I love me some  Chinese food, but I often select the things marked spicy and squirt chili sauce into it.


POSTER1234 ASKED:

So I just watched the Garrosh/Thrall fight cinematic again, and I have to ask, what the f— was Thrall’s giant balls necklace supposed to be anyway?

I mean, he was wearing that silly necklace for a couple expansions. It couldn’t have been comfortable.

Was there any explanation for this bizarre fashion choice? Is there any model available to the player that looks like that? What’s your headcanon about the giant ball necklace?

They’re prayer beads. Enormous prayer beads. Blizzard’s aesthetic style is to take one or two iconic items and make them enormous. Thrall, Diablo 3’s Monk, and Overwatch’s Zenyatta all have those enormous prayer beads.


PEPE STORMSTOUT ASKED:

Am I the only one around here who doesn’t want a Burning Legion expansion? I mean, I find them interesting and all, but not nearly enough to fill an entire expansion. There’s only so much you can do with “demons in space” and green stuff, y’know?

I’d rather have South Seas.

The Burning Legion, for me, means more than just demons. Much of what I like about them came from The Burning Crusade, I suspect. They have a vibrant and varied color palette, they have a wide range of mob-types, and they have interesting demon technology. The Burning Legion isn’t just imps and eredar. There’s the voidwalkers, succubi, felguards, infernals, demon doggies, beholders, and on and on. That’s more interesting to look at than orcs, orcs, and also orcs. They’re also more interesting to look at than ogres, ogron, goron, gronn, and so on.
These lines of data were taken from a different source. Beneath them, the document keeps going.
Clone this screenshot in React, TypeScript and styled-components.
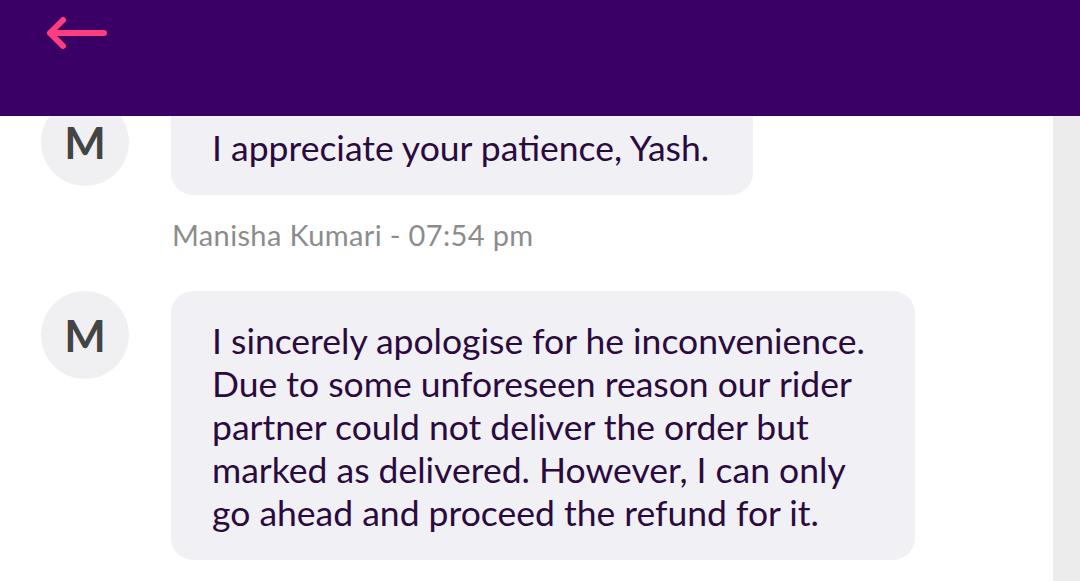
import React from "react";
import styled, { createGlobalStyle } from "styled-components";

const Global = createGlobalStyle`
  html, body { margin: 0; padding: 0; background: #ffffff; }
  body { font-family: Lato, "Open Sans", sans-serif; overflow: hidden; }
  #root { height: 581px; }
`;

const Screen = styled.div`
  position: relative;
  width: 1080px;
  height: 581px;
  overflow: hidden;
  display: flex;
  background: #ffffff;
`;

const Header = styled.header`
  position: absolute;
  top: 0;
  left: 0;
  right: 0;
  height: 116px;
  background: #3b0066;
  z-index: 2;
  display: flex;
  align-items: flex-start;
  padding: 16px 0 0 45px;
  box-sizing: border-box;
`;

const BackButton = styled.button`
  border: 0;
  background: transparent;
  padding: 0;
  width: 66px;
  height: 34px;
  display: flex;
  align-items: center;
  cursor: pointer;
`;

const Feed = styled.main`
  flex: 1;
  display: flex;
  flex-direction: column;
  padding: 98px 0 0 41px;
`;

const Track = styled.div`
  width: 27px;
  background: #ececec;
`;

const Row = styled.div`
  display: flex;
  align-items: flex-start;
  gap: 42px;
`;

const Avatar = styled.div`
  width: 88px;
  height: 88px;
  flex: 0 0 88px;
  border-radius: 50%;
  background: #f0f0f2;
  color: #444444;
  font-size: 44px;
  font-weight: 700;
  display: flex;
  align-items: center;
  justify-content: center;
`;

const Column = styled.div`
  display: flex;
  flex-direction: column;
`;

const Bubble = styled.div<{ $width?: number }>`
  background: #f1f0f4;
  border-radius: 22px;
  padding: 28px 41px 26px 41px;
  color: #2a0b40;
  font-size: 35.5px;
  line-height: 43px;
  width: ${(p) => (p.$width ? `${p.$width - 82}px` : "auto")};
  white-space: pre-line;
`;

const Meta = styled.div`
  margin: 23px 0 40px 1px;
  color: #8c8c8c;
  font-size: 29px;
  letter-spacing: 0.35px;
  line-height: 33px;
`;

const Message = ({
  text,
  meta,
  width,
}: {
  text: string;
  meta?: string;
  width: number;
}) => (
  <Row>
    <Avatar>M</Avatar>
    <Column>
      <Bubble $width={width}>{text}</Bubble>
      {meta && <Meta>{meta}</Meta>}
    </Column>
  </Row>
);

export default function App() {
  return (
    <>
      <Global />
      <Screen>
        <Header>
          <BackButton aria-label="Back">
            <svg width="66" height="34" viewBox="0 0 66 34">
              <path
                d="M5 17 H59 M18 4 L5 17 L18 30"
                fill="none"
                stroke="#ff3d7f"
                strokeWidth="6"
                strokeLinecap="round"
                strokeLinejoin="round"
              />
            </svg>
          </BackButton>
        </Header>
        <Feed>
          <Message
            width={582}
            text="I appreciate your patience, Yash."
            meta="Manisha Kumari - 07:54 pm"
          />
          <Message
            width={744}
            text={
              "I sincerely apologise for he inconvenience.\nDue to some unforeseen reason our rider\npartner could not deliver the order but\nmarked as delivered. However, I can only\ngo ahead and proceed the refund for it."
            }
          />
        </Feed>
        <Track />
      </Screen>
    </>
  );
}
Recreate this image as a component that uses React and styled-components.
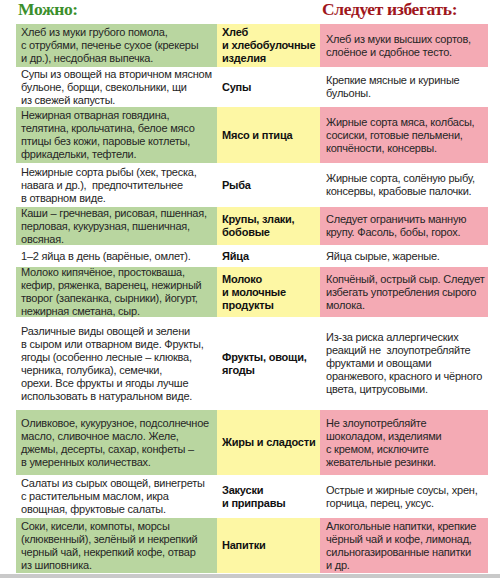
import React from 'react';
import styled, { createGlobalStyle } from 'styled-components';

const GlobalStyle = createGlobalStyle`
    html, body {
        margin: 0;
        padding: 0;
        background: #ffffff;
    }
    body {
        font-family: "Liberation Sans", Arial, sans-serif;
        color: #1e1e1e;
    }
`;

const COLS = '201px 103px 168px';

const rows = [
    {
        h: 43, tint: true,
        ok: ['Хлеб из муки грубого помола,', 'с отрубями, печенье сухое (крекеры', 'и др.), несдобная выпечка.'],
        group: ['Хлеб', 'и хлебобулочные', 'изделия'],
        no: ['Хлеб из муки высших сортов,', 'слоёное и сдобное тесто.'],
    },
    {
        h: 40,
        ok: ['Супы из овощей на вторичном мясном', 'бульоне, борщи, свекольники, щи', 'из свежей капусты.'],
        group: ['Супы'],
        no: ['Крепкие мясные и куриные', 'бульоны.'],
    },
    {
        h: 56, tint: true,
        ok: ['Нежирная отварная говядина,', 'телятина, крольчатина, белое мясо', 'птицы без кожи, паровые котлеты,', 'фрикадельки, тефтели.'],
        group: ['Мясо и птица'],
        no: ['Жирные сорта мяса, колбасы,', 'сосиски, готовые пельмени,', 'копчёности, консервы.'],
    },
    {
        h: 44,
        ok: ['Нежирные сорта рыбы (хек, треска,', 'навага и др.),  предпочтительнее', 'в отварном виде.'],
        group: ['Рыба'],
        no: ['Жирные сорта, солёную рыбу,', 'консервы, крабовые палочки.'],
    },
    {
        h: 38, tint: true,
        ok: ['Каши – гречневая, рисовая, пшенная,', 'перловая, кукурузная, пшеничная,', 'овсяная.'],
        group: ['Крупы, злаки,', 'бобовые'],
        no: ['Следует ограничить манную', 'крупу. Фасоль, бобы, горох.'],
    },
    {
        h: 22,
        ok: ['1–2 яйца в день (варёные, омлет).'],
        group: ['Яйца'],
        no: ['Яйца сырые, жареные.'],
    },
    {
        h: 50, tint: true,
        ok: ['Молоко кипячёное, простокваша,', 'кефир, ряженка, варенец, нежирный', 'творог (запеканка, сырники), йогурт,', 'нежирная сметана, сыр.'],
        group: ['Молоко', 'и молочные', 'продукты'],
        no: ['Копчёный, острый сыр. Следует', 'избегать употребления сырого', 'молока.'],
    },
    {
        h: 93,
        ok: ['Различные виды овощей и зелени', 'в сыром или отварном виде. Фрукты,', 'ягоды (особенно лесные – клюква,', 'черника, голубика), семечки,', 'орехи. Все фрукты и ягоды лучше', 'использовать в натуральном виде.'],
        group: ['Фрукты, овощи,', 'ягоды'],
        no: ['Из-за риска аллергических', 'реакций не  злоупотребляйте', 'фруктами и овощами', 'оранжевого, красного и чёрного', 'цвета, цитрусовыми.'],
    },
    {
        h: 65, tint: true,
        ok: ['Оливковое, кукурузное, подсолнечное', 'масло, сливочное масло. Желе,', 'джемы, десерты, сахар, конфеты –', 'в умеренных количествах.'],
        group: ['Жиры и сладости'],
        no: ['Не злоупотребляйте', 'шоколадом, изделиями', 'с кремом, исключите', 'жевательные резинки.'],
    },
    {
        h: 43,
        ok: ['Салаты из сырых овощей, винегреты', 'с растительным маслом, икра', 'овощная, фруктовые салаты.'],
        group: ['Закуски', 'и приправы'],
        no: ['Острые и жирные соусы, хрен,', 'горчица, перец, уксус.'],
    },
    {
        h: 55, tint: true,
        ok: ['Соки, кисели, компоты, морсы', '(клюквенный), зелёный и некрепкий', 'черный чай, некрепкий кофе, отвар', 'из шиповника.'],
        group: ['Напитки'],
        no: ['Алкогольные напитки, крепкие', 'чёрный чай и кофе, лимонад,', 'сильногазированные напитки', 'и др.'],
    },
];

const Lines = ({ list }) => list.map((l, i) => <Line key={i}>{l}</Line>);

const App = () => {
    return (
        <Page>
            <GlobalStyle />
            <Header>
                <Title $tone="ok">Можно:</Title>
                <span />
                <Title $tone="no">Следует избегать:</Title>
            </Header>
            <Table>
                {rows.map((r, i) => (
                    <Row key={i} $h={r.h}>
                        <Cell $kind={r.tint ? 'ok' : 'plain'}><Lines list={r.ok} /></Cell>
                        <Cell $kind={r.tint ? 'group' : 'plain'} $bold><Lines list={r.group} /></Cell>
                        <Cell $kind={r.tint ? 'no' : 'plain'} $pad={6}><Lines list={r.no} /></Cell>
                    </Row>
                ))}
            </Table>
            <Bottom />
        </Page>
    );
};

const Page = styled.div`
    width: 500px;
    height: 578px;
    overflow: hidden;
    background: #ffffff;
`;

const Header = styled.div`
    display: grid;
    grid-template-columns: ${COLS};
    padding-left: 16px;
    height: 24px;
    align-items: start;
`;

const Title = styled.h1`
    margin: 0;
    padding-left: 2px;
    font-family: "Liberation Serif", "Times New Roman", serif;
    font-weight: bold;
    font-size: 17.5px;
    line-height: 19px;
    letter-spacing: -0.35px;
    white-space: nowrap;
    color: ${p => (p.$tone === 'ok' ? '#3b8f2c' : '#a0161c')};
`;

const Table = styled.div`
    display: flex;
    flex-direction: column;
    padding-left: 16px;
`;

const Row = styled.div`
    display: grid;
    grid-template-columns: ${COLS};
    height: ${p => p.$h}px;
`;

const tints = {
    ok: '#b9d6a0',
    group: '#fdf7a4',
    no: '#f4aab4',
    plain: 'transparent',
};

const Cell = styled.div`
    display: flex;
    flex-direction: column;
    justify-content: center;
    padding-left: ${p => p.$pad || 5}px;
    background: ${p => tints[p.$kind]};
    font-size: 11px;
    line-height: 13px;
    letter-spacing: -0.22px;
    font-weight: ${p => (p.$bold ? 'bold' : 'normal')};
    color: ${p => (p.$bold ? '#111' : '#262626')};
    overflow: hidden;
`;

const Line = styled.div`
    white-space: pre;
`;

const Bottom = styled.div`
    margin-top: 1px;
    height: 4px;
    background: #c9c9c9;
`;

export default App;
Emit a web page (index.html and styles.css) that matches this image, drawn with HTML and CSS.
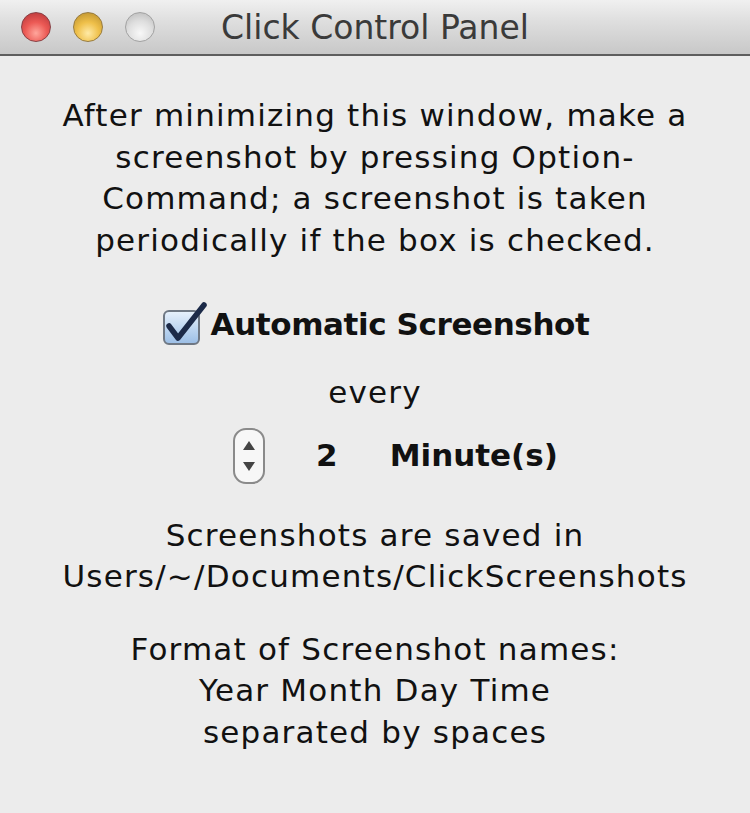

The Burning Legion is purple, green, red, bright and striking.

They’re the most interesting enemies to look at, and if the developers carry on the Burning Legion standard set by The Burning Crusade, offer a more varied experience than any other villain we’ve dealt with.

And I’d like the South Seas, too. I’d enjoy anything that has an enemy as varied and striking as the Burning Legion was in Burning Crusade.